Tuesday, October 22, 2013

October 18, 2013 Monte Vista Fire Station and Mushroom Soup

October 18, 2013 Monte Vista Fire Station and Mushroom Soup

We met Jim, Bacchus Wine and Spirits’ wine specialist at Monte Vista Fire Station at 5:00 to discuss a new wine list for the Greenhouse Bistro and Bakery.  Almost as soon as we sat down Cary, one of the owners, came over and said hello.  I have not seen Cary for over ten years and it was great to see him and know that he was managing the restaurant again.  I will definitely need to try Monte Vista soon.  Cary’s group bought the old Fire Station and remodeled it and then leased it to the Gruet Group for a few years and apparently, has retaken possession of the restaurant.

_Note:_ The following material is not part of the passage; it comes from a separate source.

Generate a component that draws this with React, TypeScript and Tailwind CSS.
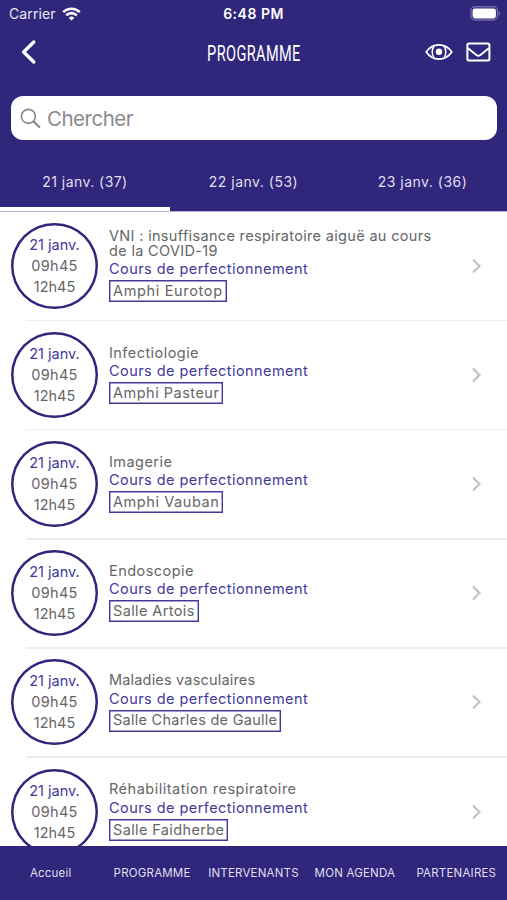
import clsx from 'clsx';

interface Session {
  id: number;
  title: string;
  titleClass: string;
  room: string;
  roomClass: string;
}

const tabs = [
  { label: '21 janv. (37)', className: 'tracking-[0.45px]', active: true },
  { label: '22 janv. (53)', className: 'tracking-[0.5px]', active: false },
  { label: '23 janv. (36)', className: 'tracking-[0.5px]', active: false },
];

const sessions: Session[] = [
  { id: 1, title: 'VNI : insuffisance respiratoire aiguë au cours de la COVID-19', titleClass: 'tracking-[0.33px]', room: 'Amphi Eurotop', roomClass: 'tracking-[0.66px]' },
  { id: 2, title: 'Infectiologie', titleClass: 'tracking-[0.45px]', room: 'Amphi Pasteur', roomClass: 'tracking-[0.5px]' },
  { id: 3, title: 'Imagerie', titleClass: 'tracking-[0.45px]', room: 'Amphi Vauban', roomClass: 'tracking-[0.58px]' },
  { id: 4, title: 'Endoscopie', titleClass: 'tracking-[0.45px]', room: 'Salle Artois', roomClass: 'tracking-[0.38px]' },
  { id: 5, title: 'Maladies vasculaires', titleClass: 'tracking-[0.18px]', room: 'Salle Charles de Gaulle', roomClass: 'tracking-[0.27px]' },
  { id: 6, title: 'Réhabilitation respiratoire', titleClass: 'tracking-[0.5px]', room: 'Salle Faidherbe', roomClass: 'tracking-[0.37px]' },
];

const navItems = ['Accueil', 'PROGRAMME', 'INTERVENANTS', 'MON AGENDA', 'PARTENAIRES'];

function StatusBar() {
  return (
    <div className="grid h-[27px] grid-cols-3 items-center pl-[9px] pr-[6px] text-[14px] text-white">
      <div className="flex items-center gap-[6px]">
        <span className="tracking-[0.1px] text-white/90">Carrier</span>
        <svg width="19" height="14" viewBox="0 0 19 14" fill="none" stroke="currentColor" strokeWidth="2.6">
          <path d="M1.2 5.1a11.8 11.8 0 0 1 16.6 0" />
          <path d="M4.2 8.3a7.5 7.5 0 0 1 10.6 0" />
          <path d="M9.5 13.6 6.8 10.9a3.9 3.9 0 0 1 5.4 0Z" fill="currentColor" stroke="none" />
        </svg>
      </div>
      <span className="-ml-[3px] text-center font-semibold tracking-[0.5px]">6:48 PM</span>
      <svg className="justify-self-end" width="31" height="15" viewBox="0 0 31 15" fill="none">
        <rect x="1" y="0.8" width="26.5" height="13.2" rx="4" stroke="#6f67a8" strokeWidth="1.4" />
        <rect x="2.6" y="2.4" width="23.3" height="10" rx="2.4" fill="#fff" />
        <path d="M28.8 5.2c1.9.8 1.9 3.8 0 4.6Z" fill="#6f67a8" />
      </svg>
    </div>
  );
}

function TitleBar() {
  return (
    <div className="grid h-[50px] grid-cols-3 items-center pl-[21px] pr-4 text-white">
      <svg width="16" height="26" viewBox="0 0 16 26" fill="none" stroke="currentColor" strokeWidth="3.4" strokeLinecap="round" strokeLinejoin="round">
        <path d="M12.8 3 2.6 13 12.8 23" />
      </svg>
      <h1 className="-ml-[5px] mt-[3px] origin-center scale-x-[0.66] justify-self-center whitespace-nowrap font-[Roboto] text-[22px] font-normal leading-none tracking-[0.6px]">
        PROGRAMME
      </h1>
      <div className="flex items-center gap-[13px] justify-self-end">
        <svg width="28" height="18" viewBox="0 0 28 18" fill="none" stroke="currentColor" strokeWidth="1.8" strokeLinejoin="round">
          <path d="M1.2 9C4.4 4.4 8.8 1.9 14 1.9S23.6 4.4 26.8 9C23.6 13.6 19.2 16.1 14 16.1S4.4 13.6 1.2 9Z" />
          <path d="M9 3.2C6.6 6.4 6.6 11.6 9 14.8M19 3.2C21.4 6.4 21.4 11.6 19 14.8" strokeWidth="1.5" />
          <circle cx="14" cy="8.7" r="3.2" fill="currentColor" stroke="none" />
        </svg>
        <svg width="25" height="20" viewBox="0 0 25 20" fill="none" stroke="currentColor" strokeWidth="2" strokeLinejoin="round">
          <rect x="1.4" y="1.6" width="22" height="16.8" rx="1.5" />
          <path d="M2 6.2 10.4 13c1.5 1.1 2.500 1.100 4 0L22.800 6.200" />
        </svg>
      </div>
    </div>
  );
}

function SearchField() {
  return (
    <div className="ml-[11px] mr-[10px] mt-[19px] flex h-11 items-center rounded-[12px] bg-white pl-[9px]">
      <svg width="21" height="21" viewBox="0 0 21 21" fill="none" stroke="#8b8b8e" strokeWidth="1.7" strokeLinecap="round">
        <circle cx="8.4" cy="8.3" r="7" />
        <path d="m13.5 13.4 5.8 5.6" strokeWidth="2.2" />
      </svg>
      <span className="ml-[6px] mt-[2px] text-[20.5px] leading-none tracking-[-0.5px] text-[#8b8b8e]">Chercher</span>
    </div>
  );
}

function SessionRow({ session }: { session: Session }) {
  return (
    <li className="relative flex h-[109.2px] shrink-0 items-center pl-[11px]">
      <div className="flex h-[86px] w-[87px] shrink-0 flex-col items-center justify-center rounded-full pb-px text-[14.5px] leading-[21px] text-[#666] shadow-[inset_0_0_0_2.5px_#30267b]">
        <span className="text-[#43389a]">21 janv.</span>
        <span className="tracking-[0.3px]">09h45</span>
        <span>12h45</span>
      </div>
      <div className="ml-[11px] mr-[17px] flex w-[345px] flex-col items-start pr-4 text-[14.5px] leading-[14.5px] text-[#666]">
        <p className={session.titleClass}>{session.title}</p>
        <p className="mt-1 tracking-[0.44px] text-[#43389a]">Cours de perfectionnement</p>
        <span
          className={clsx(
            'mt-[3.5px] flex h-[22px] items-center whitespace-nowrap px-1 shadow-[inset_0_0_0_1.4px_#43389a]',
            session.roomClass
          )}
        >
          {session.room}
        </span>
      </div>
      <svg width="12" height="16" viewBox="0 0 12 16" fill="none" stroke="#c3c3c6" strokeWidth="2.2">
        <path d="m2 1.5 6.5 6.5L2 14.5" />
      </svg>
      <div className="absolute -bottom-px left-[26px] right-0 h-[1.5px] bg-[#ededee]" />
    </li>
  );
}

export default function App() {
  return (
    <div className="flex h-[900px] w-[507px] flex-col overflow-hidden bg-white font-[Inter,sans-serif]">
      <header className="flex h-[211px] shrink-0 flex-col bg-[#30267b]">
        <StatusBar />
        <TitleBar />
        <SearchField />
        <nav className="mt-auto grid h-[71px] grid-cols-3 text-[14px] text-[#e0def0]">
          {tabs.map((tab) => (
            <div
              key={tab.label}
              className={clsx(
                'flex items-center justify-center border-b-4 pb-[5px] pt-5',
                tab.className,
                tab.active ? '-mr-px border-white' : 'border-transparent'
              )}
            >
              {tab.label}
            </div>
          ))}
        </nav>
      </header>
      <ul className="flex min-h-0 flex-1 flex-col overflow-hidden shadow-[inset_0_1px_0_#b9b5d6]">
        {sessions.map((session) => (
          <SessionRow key={session.id} session={session} />
        ))}
      </ul>
      <footer className="grid h-[54px] shrink-0 grid-cols-5 items-center bg-[#30267b] pt-[2px] text-center text-[11.5px] tracking-[0.2px] text-[#e0def0]">
        {navItems.map((item) => (
          <span key={item} className="whitespace-nowrap">
            {item}
          </span>
        ))}
      </footer>
    </div>
  );
}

We each ordered a glass of red and Jim ordered a guacamole appetizer and I ordered a plate of truffle fried potatoes.  So we nibbled and talked and put together a wine list of Portuguese wines for the Bistro’s next wine tasting and menu.   The wine tasting will be on November 7, 2013 and I am looking forward to it.  This is the first time we have not had the wines to taste, but that is okay because we tasted them at the Chile and Wine to the trade tasting last month in Santa Fe.    The fried potatoes were not very trufflely, but they were hot and had a slightly greasy trufflely flavor.  I found the guacamole to be very traditional with chunks of fresh jalapeno pepper in the creamy green guacamole, which I removed.  It made my mouth sting in a good way. 

After all the appetizers when we arrived home, we were not very hungry and Suzette decided to make a mushroom soup because we had PPI steak and sautéed portabella mushrooms from our steak dinner.  We also had the jars of powdered chanterelles and porcinis and the dried porcinis she had bought at the Taos Farmers’ Market last Saturday, October 12.
While I worked on a docketing statement for the Court of Appeals, Suzette made a broth with fresh carrots from the garden and onion and the PPI steak and then strained out the onion and carrots and steak meat and then pureed some of the strained ingredients with the broth in a food processor.  She then added to the soup the tree kinds of mushrooms four ways.  Then she added some cream and Marsala and salt and pepper to make a very rich and delicious cream of mushroom soup.  While the soup was cooking Suzette cut up a piece of old Fano French baguette into croutons and tossed them with olive oil and baked them until firm.  When the soup was ready she garnished the soup with croutons and we were ready to eat. 

I opened a bottle of La Granja Rioja (50% Grenache and 50% Tempranillo, $4.99 at Trader Joe’s) which is our everyday house wine now.
I loved the woody flavor of the wild mushrooms.  The large slices of Porcini (King Boletus) had fully re-hydrated and were very tender and delicious, a lovely light meal.